Through a vision, the Bodhisattva Guan Yin helps Wukong realize his mistakes. The Demon King defeats the Emperor and kills Erlang, taking the throne. Wukong battles the Demon King once more, sending him crashing to Earth. Later, Princess Iron Fan gives birth to Red Boy. They find the Bull Demon King who, having lost all his power, has been turned into a regular bull. Iron Fan explains that this is the fate of evil men, but she continues to care for the bull regardless. Wukong wishes to help the Emperor rebuild Heaven, but he is stopped by Buddha. Buddha reveals that Wukong's chance for atonement will arrive in 500 years, but he must sleep inside Buddha's hand-turned-mountain until then. Wukong agrees and is sealed by Buddha. 500 years later, the Buddhist monk Tang Sanzang approaches the mountain.

==Production==
In 2010, when the film was first announced, both Jet Li and Donnie Yen were eyed for a role. Yen was cast to play the title role of the Monkey King that May. Later, Chow Yun-fat and Aaron Kwok were cast as the Jade Emperor and Bull Demon King respectively. Kwok's role was said to be breaking traditions for being handsome, stylish and fighting for love. The film was originally budgeted at 300 million yuan but later was raised to 400 million. Production companies were: Filmko Entertainment, Mandarin Films, China Film Co., Ltd., Shenzhen Golden Shores Films, Zhejiang HG Entertainment, Dongguan Boning Entreprise and Investment, included Beijing Wen Hua Dong Run Investment Co., Ltd., China Film Co-Production Corporation, and Global Star Productions, Inc. Michael Wehrhahn, President of Global Star Production, Inc, joined with former Imagine Films / Universal Television president Robert Harris in producing and releasing high end features for the US and Asian markets. Distributors were: Filmko Entertainment (Hong Kong; International), Aeon Pix Studios, Newport Entertainment (Hong Kong), Beijing Anshi Naying Culture Co. (China), China Film Co., Ltd. (China), Wanda Media (China), and Global Star Productions.

Additional cast members included Cecilia Cheung, Gigi Leung, Kelly Chen, Peter Ho, Joe Chen and Liu Ye. Zhang Zilin, winner of Miss World 2007, joined to the film, playing the role of Nüwa, replacing Cecilia Cheung, who was originally cast in the role. Zhang claimed that she never heard that Cheung was to be in the film.

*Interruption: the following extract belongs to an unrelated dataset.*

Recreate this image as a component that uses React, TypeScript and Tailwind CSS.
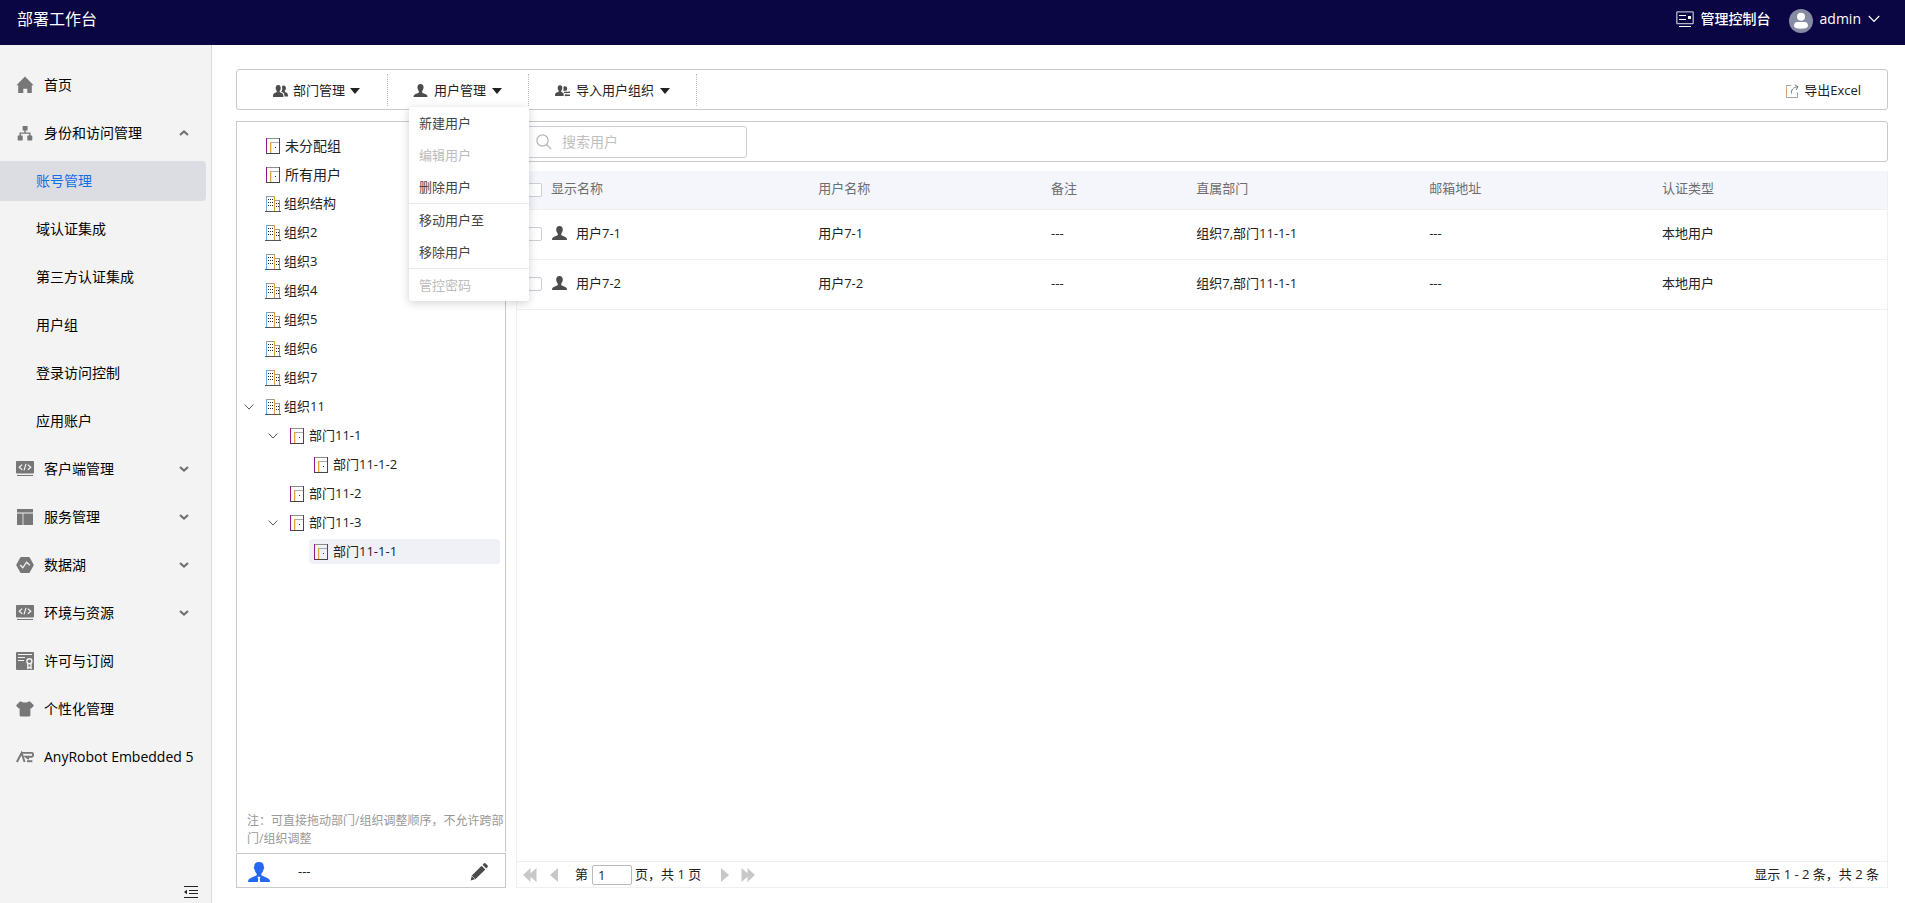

For the 3-D shoot, Filmko recruited Hollywood talents. The crew includes David Ebner (Alice in Wonderland, Spider-Man 3), who served as visual effects supervisor for the film and Shaun Smith (The Forbidden Kingdom, 300, I Am Legend) as the special make-up supervisor.

In a 2013 interview with asianmoviepulse.com, Michael Wehrhahn explained that two versions of the film were being produced, saying, "The First [sic] China Version [sic] is in Mandarin keeping authentic to Chinese culture and Chinese style of film making [sic]. The second version or what we call the international US version is in English with a special guest well known [sic] US Celebrity [sic] appearing with extra characters and more scenes and special effects to market it on a broader market that's not is [sic] as aware as china [sic] of the story therefore introducing it to the US Markets. [sic]"

==Release==
The original poster had a release date of February 2012, but the film was postponed. After several delays, the film was finally released on 30 January 2014 in Hong Kong and 31 January in China. It was released in the United States in 2015.

==The Monkey King: The Legend Begins==
A streamlined American English dub of the film running only 90 minutes was released under the title The Monkey King: The Legend Begins in 2022.

==Reception==
James Marsh of ScreenAnarchy referred to it as a "Hot Mess From The Heavens", saying it has poor CGI effects and a weak script, while praising lead actor Donnie Yen's performance as Sun Wukong, but ultimately writing Wukong as "a somewhat irritating character who can be difficult to sympathise with". Maggie Lee of Variety called it "a simplistic, action-driven narrative with inexhaustible energy, but little style or substance". Clarence Tsui of The Hollywood Reporter wrote, "The Monkey King is filled to the brim with gravity-defying saints and sprites zipping across the screen in a litany of kinetic 3-D action sequences. But the stellar imagery hardly makes up for the film's underwritten narrative, half-baked characterizations and emotional gimmicks".

===Box office===
The film had the highest-grossing opening day in China with RMB121 million (US$20.0 million), surpassing Iron Man 3. It also broke three more records in China including the highest single-day box office, the first Chinese film to break RMB100 million on its first day and the fastest Chinese film to reach RMB100 million. During its opening, it was the highest-grossing film at the global box office grossing RMB216 million (US$35.4 million). It grossed RMB389.97 million (US$64.35 million) in the first four days. With this, the film also set the record as the fastest film to reach RMB300 million in China box office. In China, The Monkey King grossed a total of RMB1,028,688,003 (US$167,840,000) and becoming only the third Chinese film to earn more than a billion yuan at the Chinese box office. The film grossed over US$182.2 million worldwide.

==Sequel==

A sequel, The Monkey King 2, was released in 2016.